The deadlock over this crucial, indeed existential, issue for both countries means that the possibility of some form of military confrontation between Egypt and Ethiopia cannot be discounted.
Should war break out, the outcome is far from a foregone conclusion. On paper, the Egyptian armed forces far outstrip those of Ethiopia in terms of quality and quantity of its armaments on land, sea and in the air (see here), but an assault intended to halt the continued construction and operation of the massive GERD would still face formidable obstacles.
Moreover, the only war between Egypt and Ethiopia in modern times (1874-1876), ended in an unequivocal victory for Ethiopia—even though it suffered far more casualties. For Egypt, that war was a costly failure that blunted its aspirations as an African empire.
Even if Egypt could use military force to curtail the GERD project, other factors need to be considered as well. As Cairo itself has acknowledged, any attack that causes a catastrophic failure of the dam is likely to pose a major threat downstream, as an almost 500-foot-high wall of water would burst through the breached structure along the river valley.
GERD: The ramifications for Israel
Although the Egypt-Ethiopia dispute over GERD and the Nile might appear somewhat remote and disconnected from Israel and its strategic agenda, this view may prove mistaken. The conflict’s potential strategic fallout for Israel is seldom, if ever, raised in the public debate, despite the fact that it may turn out to be severe.

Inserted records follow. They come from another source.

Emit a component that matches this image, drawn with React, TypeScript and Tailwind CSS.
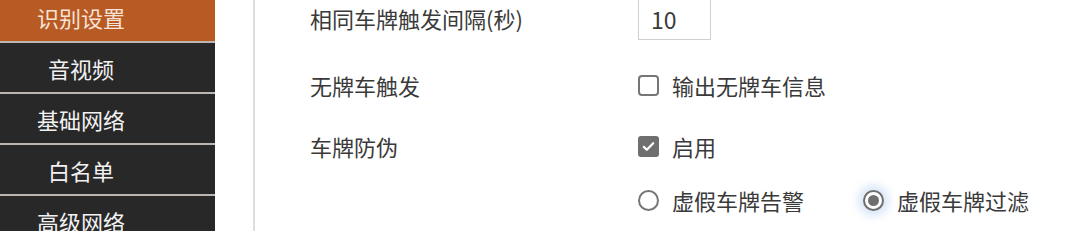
import type { ReactNode } from 'react';

const MENU = [
  { label: '识别设置', active: true },
  { label: '音视频', active: false },
  { label: '基础网络', active: false },
  { label: '白名单', active: false },
  { label: '高级网络', active: false },
];

function Checkbox({ checked }: { checked: boolean }) {
  if (checked) {
    return (
      <span className="flex h-[21px] w-[21px] items-center justify-center rounded-[3px] bg-[#6f6f6f]">
        <svg viewBox="0 0 16 16" className="h-[15px] w-[15px]" fill="none">
          <path d="M3 8.4l3.2 3.1L13 4.6" stroke="#fff" strokeWidth="2.4" strokeLinecap="round" strokeLinejoin="round" />
        </svg>
      </span>
    );
  }
  return <span className="block h-[21px] w-[21px] rounded-[4px] border-2 border-[#767676] bg-white" />;
}

function Radio({ checked }: { checked: boolean }) {
  if (checked) {
    return (
      <span className="flex h-[21px] w-[21px] items-center justify-center rounded-full border-2 border-[#6f6f6f] bg-white shadow-[0_0_8px_5px_rgba(170,200,240,0.45)]">
        <span className="block h-[11px] w-[11px] rounded-full bg-[#6f6f6f]" />
      </span>
    );
  }
  return <span className="block h-[21px] w-[21px] rounded-full border-2 border-[#767676] bg-white" />;
}

function Option({ control, children }: { control: ReactNode; children: ReactNode }) {
  return (
    <label className="flex items-center gap-[13px]">
      {control}
      <span>{children}</span>
    </label>
  );
}

export default function App() {
  return (
    <div
      className="flex h-[231px] w-[1080px] overflow-hidden bg-white text-[22px] leading-none"
      style={{ fontFamily: '"Noto Sans CJK SC", "Noto Sans", sans-serif' }}
    >
      <nav className="-mt-[8px] flex w-[215px] shrink-0 flex-col">
        {MENU.map((item) => (
          <div
            key={item.label}
            className={
              item.active
                ? 'flex h-[51px] shrink-0 items-center justify-center border-b-2 border-[#bdb6b0] bg-[#b85a24] pr-[53px] text-[#f7e3d6]'
                : 'flex h-[51px] shrink-0 items-center justify-center border-b-2 border-[#bdb6b0] bg-[#282828] pr-[53px] text-[#f2f2f2]'
            }
          >
            {item.label}
          </div>
        ))}
      </nav>

      <div className="ml-[38px] w-[2px] shrink-0 bg-[#dedede]" />

      <div className="flex flex-1 flex-col pl-[55px] text-[#3a3a3a]">
        <div className="-mt-[4px] flex h-[44px] items-center">
          <span className="w-[328px]">相同车牌触发间隔(秒)</span>
          <span className="flex h-[44px] w-[73px] items-center border border-[#cfcfcf] px-[12px] pt-[2px] text-[23px]">10</span>
        </div>

        <div className="mt-[25px] flex h-[40px] items-center">
          <span className="w-[328px]">无牌车触发</span>
          <Option control={<Checkbox checked={false} />}>输出无牌车信息</Option>
        </div>

        <div className="mt-[21px] flex h-[40px] items-center">
          <span className="w-[328px]">车牌防伪</span>
          <Option control={<Checkbox checked />}>启用</Option>
        </div>

        <div className="mt-[14px] flex h-[40px] items-center">
          <span className="w-[328px]" />
          <div className="flex items-center gap-[59px]">
            <Option control={<Radio checked={false} />}>虚假车牌告警</Option>
            <Option control={<Radio checked />}>虚假车牌过滤</Option>
          </div>
        </div>
      </div>
    </div>
  );
}
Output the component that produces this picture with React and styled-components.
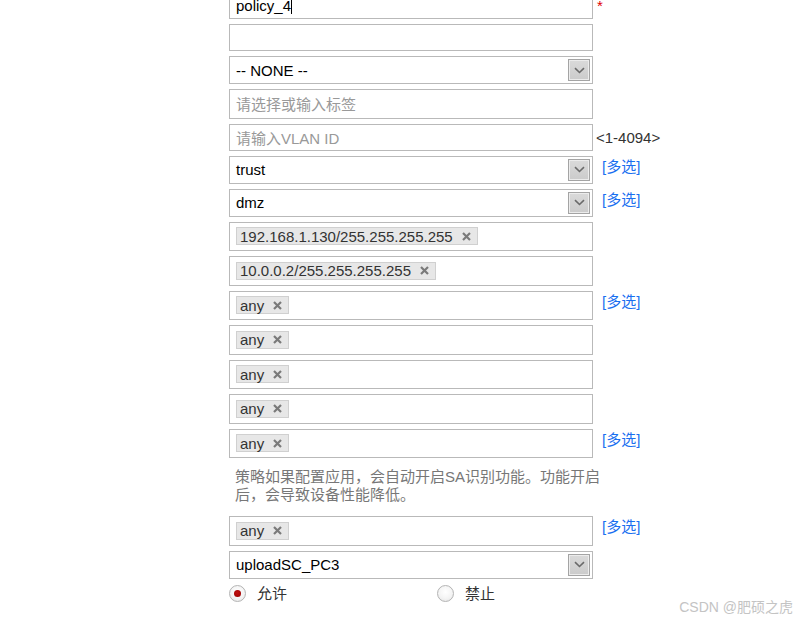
import React from 'react';
import styled, { createGlobalStyle, css } from 'styled-components';

const Global = createGlobalStyle`
  html, body { margin: 0; padding: 0; background: #fff; }
  body {
    font-family: "Liberation Sans", "Noto Sans CJK SC", Arial, sans-serif;
    font-size: 15px;
    color: #000;
    overflow: hidden;
  }
`;

const Page = styled.div`
  position: relative;
  width: 799px;
  height: 623px;
  overflow: hidden;
`;

const Form = styled.div`
  display: flex;
  flex-direction: column;
  gap: 5px;
  margin-left: 229px;
  margin-top: -8px;
`;

const Row = styled.div`
  display: flex;
  align-items: center;
`;

const boxBase = css`
  box-sizing: border-box;
  width: 364px;
  flex: none;
  border: 1px solid #b9b9b9;
  background: #fff;
  display: flex;
  align-items: center;
`;

const TextBox = styled.div`
  ${boxBase};
  height: 27px;
  padding: 0 6px;
  white-space: nowrap;
  color: ${p => (p.$placeholder ? '#999' : '#000')};
`;

const Caret = styled.span`
  display: inline-block;
  width: 1px;
  height: 16px;
  background: #000;
`;

const SelectBox = styled.div`
  ${boxBase};
  height: 28px;
  padding: 0 2px 0 6px;
  justify-content: space-between;
`;

const SelectButton = styled.div`
  box-sizing: border-box;
  width: 22px;
  height: 22px;
  border: 1px solid #a4a4a4;
  box-shadow: inset 0 0 0 1px #ececec;
  background: linear-gradient(#dadada, #cbcbcb);
  display: flex;
  align-items: center;
  justify-content: center;
`;

const TagBox = styled.div`
  ${boxBase};
  height: 29.5px;
  padding: 0 6px;
  gap: 4px;
`;

const Placeholder = styled.span`
  color: #999;
`;

const Chip = styled.span`
  box-sizing: border-box;
  height: 18px;
  display: inline-flex;
  align-items: center;
  gap: 9px;
  padding: 0 6px 0 3px;
  background: #e7e7e7;
  border: 1px solid #d0d0d0;
  color: #333;
  white-space: nowrap;
`;

const Star = styled.span`
  color: #e00000;
  font-size: 15px;
  line-height: 17px;
  margin-left: 4px;
  align-self: flex-start;
  margin-top: 5px;
`;

const Hint = styled.span`
  color: #333;
  margin-left: 3px;
  line-height: 17px;
`;

const MultiLink = styled.a`
  color: #1a6ff0;
  text-decoration: none;
  margin-left: 9px;
  line-height: 17px;
  align-self: flex-start;
  margin-top: 2px;
  white-space: nowrap;
`;

const Note = styled.div`
  box-sizing: border-box;
  width: 376px;
  padding: 5px 0 7px 6px;
  color: #777;
  line-height: 18px;
`;

const RadioRow = styled.div`
  display: flex;
  align-items: center;
  height: 17px;
  margin-top: 1px;
`;

const RadioOption = styled.label`
  display: flex;
  align-items: center;
  gap: 11px;
  width: 208px;
  color: #333;
  line-height: 17px;
`;

const RadioDot = styled.span`
  box-sizing: border-box;
  width: 17px;
  height: 17px;
  border-radius: 50%;
  border: 1px solid #b4b4b4;
  background: radial-gradient(circle at 50% 40%, #ffffff 0%, #f4f4f4 55%, #e2e2e2 100%);
  display: flex;
  align-items: center;
  justify-content: center;
  &::after {
    content: '';
    display: ${p => (p.$checked ? 'block' : 'none')};
    width: 7px;
    height: 7px;
    border-radius: 50%;
    background: radial-gradient(circle at 45% 40%, #c01010 0%, #9a0000 100%);
  }
`;

const Watermark = styled.div`
  position: absolute;
  right: 6px;
  bottom: 7px;
  font-size: 14px;
  color: #c4c4c4;
  font-family: "Liberation Sans", "Noto Sans CJK SC", sans-serif;
`;

const Chevron = () => (
  <svg width="11" height="7" viewBox="0 0 11 7">
    <path d="M1 1.2 L5.5 5.5 L10 1.2" fill="none" stroke="#6a6a6a" strokeWidth="1.6" />
  </svg>
);

const CloseX = () => (
  <svg width="9" height="9" viewBox="0 0 9 9">
    <path d="M1 1 L8 8 M8 1 L1 8" stroke="#7a7a7a" strokeWidth="2.2" />
  </svg>
);

const Select = ({ value }) => (
  <SelectBox>
    <span>{value}</span>
    <SelectButton>
      <Chevron />
    </SelectButton>
  </SelectBox>
);

const Tags = ({ items }) => (
  <TagBox>
    {items.map(t => (
      <Chip key={t}>
        {t}
        <CloseX />
      </Chip>
    ))}
  </TagBox>
);

const Multi = () => <MultiLink href="#">[多选]</MultiLink>;

export default function App() {
  return (
    <Page>
      <Global />
      <Form>
        <Row>
          <TextBox>
            policy_4
            <Caret />
          </TextBox>
          <Star>*</Star>
        </Row>
        <Row>
          <TextBox />
        </Row>
        <Row>
          <Select value="-- NONE --" />
        </Row>
        <Row>
          <TagBox>
            <Placeholder>请选择或输入标签</Placeholder>
          </TagBox>
        </Row>
        <Row>
          <TextBox $placeholder>请输入VLAN ID</TextBox>
          <Hint>&lt;1-4094&gt;</Hint>
        </Row>
        <Row>
          <Select value="trust" />
          <Multi />
        </Row>
        <Row>
          <Select value="dmz" />
          <Multi />
        </Row>
        <Row>
          <Tags items={['192.168.1.130/255.255.255.255']} />
        </Row>
        <Row>
          <Tags items={['10.0.0.2/255.255.255.255']} />
        </Row>
        <Row>
          <Tags items={['any']} />
          <Multi />
        </Row>
        <Row>
          <Tags items={['any']} />
        </Row>
        <Row>
          <Tags items={['any']} />
        </Row>
        <Row>
          <Tags items={['any']} />
        </Row>
        <Row>
          <Tags items={['any']} />
          <Multi />
        </Row>
        <Note>策略如果配置应用，会自动开启SA识别功能。功能开启后，会导致设备性能降低。</Note>
        <Row>
          <Tags items={['any']} />
          <Multi />
        </Row>
        <Row>
          <Select value="uploadSC_PC3" />
        </Row>
        <RadioRow>
          <RadioOption>
            <RadioDot $checked />
            允许
          </RadioOption>
          <RadioOption>
            <RadioDot />
            禁止
          </RadioOption>
        </RadioRow>
      </Form>
      <Watermark>CSDN @肥硕之虎</Watermark>
    </Page>
  );
}
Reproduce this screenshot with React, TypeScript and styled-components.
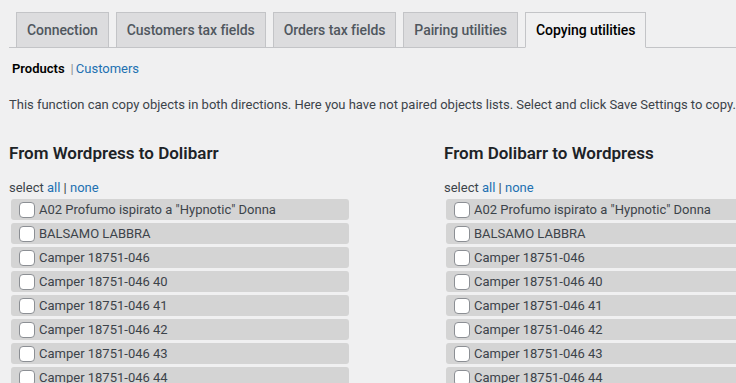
import styled, { createGlobalStyle } from "styled-components";

const GlobalStyle = createGlobalStyle`
  html, body {
    margin: 0;
    padding: 0;
    background: #f0f0f1;
    overflow: hidden;
  }
  body {
    font-family: Roboto, "Liberation Sans", sans-serif;
    font-size: 13px;
    color: #3c434a;
  }
`;

const Page = styled.div`
  width: 900px;
  padding-left: 9px;
`;

const TabBar = styled.nav`
  display: flex;
  padding-top: 12px;
  border-bottom: 1px solid #c3c4c7;
`;

const Tab = styled.a<{ $active?: boolean }>`
  margin-left: 7px;
  margin-bottom: -1px;
  padding: 5px 10px;
  font-size: 14px;
  line-height: 24px;
  font-weight: 500;
  letter-spacing: -0.07px;
  border: 1px solid #c3c4c7;
  border-bottom-color: ${(p) => (p.$active ? "#f0f0f1" : "#c3c4c7")};
  background: ${(p) => (p.$active ? "#f0f0f1" : "#dcdcde")};
  color: ${(p) => (p.$active ? "#000" : "#50575e")};
  text-decoration: none;
  white-space: nowrap;
`;

const SubNav = styled.ul`
  display: flex;
  align-items: center;
  list-style: none;
  margin: 11px 0 0 3px;
  padding: 0;
  line-height: 20px;
  color: #646970;
`;

const SubItem = styled.li<{ $current?: boolean }>`
  font-weight: ${(p) => (p.$current ? 600 : 400)};
  color: ${(p) => (p.$current ? "#000" : "#2271b1")};
`;

const Sep = styled.span`
  margin: 0 2px 0 6px;
  color: #8c8f94;
`;

const Intro = styled.p`
  margin: 16px 0 0;
  line-height: 20px;
  white-space: nowrap;
  letter-spacing: -0.02px;
`;

const Columns = styled.div`
  display: grid;
  grid-template-columns: 435px 435px;
  margin-top: 27px;
`;

const Column = styled.section``;

const Heading = styled.h2`
  margin: 0;
  font-size: 17px;
  line-height: 22px;
  font-weight: 600;
  color: #1d2327;
`;

const SelectLine = styled.div`
  margin-top: 14px;
  line-height: 20px;
`;

const Link = styled.a`
  color: #2271b1;
  text-decoration: none;
`;

const List = styled.div`
  display: flex;
  flex-direction: column;
  gap: 3px;
  margin: 1px 0 0 2px;
`;

const Row = styled.label`
  display: flex;
  align-items: center;
  gap: 4px;
  width: 330px;
  height: 21px;
  padding-left: 8px;
  border-radius: 3px;
  background: #d4d4d4;
  line-height: 21px;
`;

const Box = styled.span`
  box-sizing: border-box;
  width: 16px;
  height: 16px;
  border: 1px solid #8c8f94;
  border-radius: 4px;
  background: #fff;
  flex: none;
`;

const items = [
  'A02 Profumo ispirato a "Hypnotic" Donna',
  "BALSAMO LABBRA",
  "Camper 18751-046",
  "Camper 18751-046 40",
  "Camper 18751-046 41",
  "Camper 18751-046 42",
  "Camper 18751-046 43",
  "Camper 18751-046 44",
];

const tabs = [
  "Connection",
  "Customers tax fields",
  "Orders tax fields",
  "Pairing utilities",
  "Copying utilities",
];

const CopyList = ({ title }: { title: string }) => (
  <Column>
    <Heading>{title}</Heading>
    <SelectLine>
      select <Link>all</Link> | <Link>none</Link>
    </SelectLine>
    <List>
      {items.map((item) => (
        <Row key={item}>
          <Box />
          {item}
        </Row>
      ))}
    </List>
  </Column>
);

const App = () => (
  <>
    <GlobalStyle />
    <Page>
      <TabBar>
        {tabs.map((t) => (
          <Tab key={t} $active={t === "Copying utilities"}>
            {t}
          </Tab>
        ))}
      </TabBar>
      <SubNav>
        <SubItem $current>Products</SubItem>
        <Sep>|</Sep>
        <SubItem>Customers</SubItem>
      </SubNav>
      <Intro>
        This function can copy objects in both directions. Here you have not
        paired objects lists. Select and click Save Settings to copy.
      </Intro>
      <Columns>
        <CopyList title="From Wordpress to Dolibarr" />
        <CopyList title="From Dolibarr to Wordpress" />
      </Columns>
    </Page>
  </>
);

export default App;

Egypt has long been plagued by an Islamist insurgency in Sinai that involves disaffected Bedouin tribes and the jihadi group Ansar Bait al-Maqdis, which later became the ISIS-affiliated “Sinai Province” (Wilayat Sinai). Insurgents have killed thousands of Egyptian soldiers and local civilians, as well as over 200 foreign citizens who died in the downing of a Russian airliner that was attributed to Sinai Province.
At first, the Egyptian army found it very difficult to contend with the insurgents, despite harsh policies implemented by Cairo and increases in military personnel and weapons that far exceeded the limitations of the peace treaty with Israel—which in itself is a source of considerable Israeli concern (see, for example, “Israel’s Sinai Dilemma”).
Partially due to a policy shift toward engaging, rather than alienating, the Bedouin tribes, Egypt has recently been more successful in reducing jihadi attacks. However, the Washington Institute states, given Cairo’s sluggish efforts to advance development and human rights in the peninsula, there is little guarantee that violence will not flare up again.
GERD: The ramifications for Israel (cont.)
Given the amount of personnel and materiel required to impose law and order in Sinai and prevent its takeover by jihadi warlords, one can only ponder what the outcome would be if Cairo were faced with a situation elsewhere that gravely threatens vital national interests and requires it to siphon off resources deployed in Sinai.
If Egypt perceives Ethiopia’s upstream dam construction as placing it in an untenable situation vis-a-vis its ability to provide vital amounts of water to its population, it may well find itself compelled to mobilize for coercive action to contend with the situation.
Thus, if the impasse with Ethiopia persists, and the grave water situation in Egypt continues to deteriorate, Cairo may well be forced to prioritize the well-being of the millions in the Nile delta over its endeavor to maintain control over the remote Sinai. This means ceding ground to the anti-regime—and anti-Israel—radicals, who, in the past, have launched attacks against Israel and smuggled arms into Hamas-controlled Gaza. This malign activity is likely to show a significant increase if GERD-induced reductions in Egypt’s military presence take place.
Therefore, Israel must plan for a plausible scenario in which its long southern border and the vulnerable transport routes that connect the center of the country with the southern port of Eilat are subject to mounting fundamentalist threats from unfettered warlords in an increasingly lawless Sinai.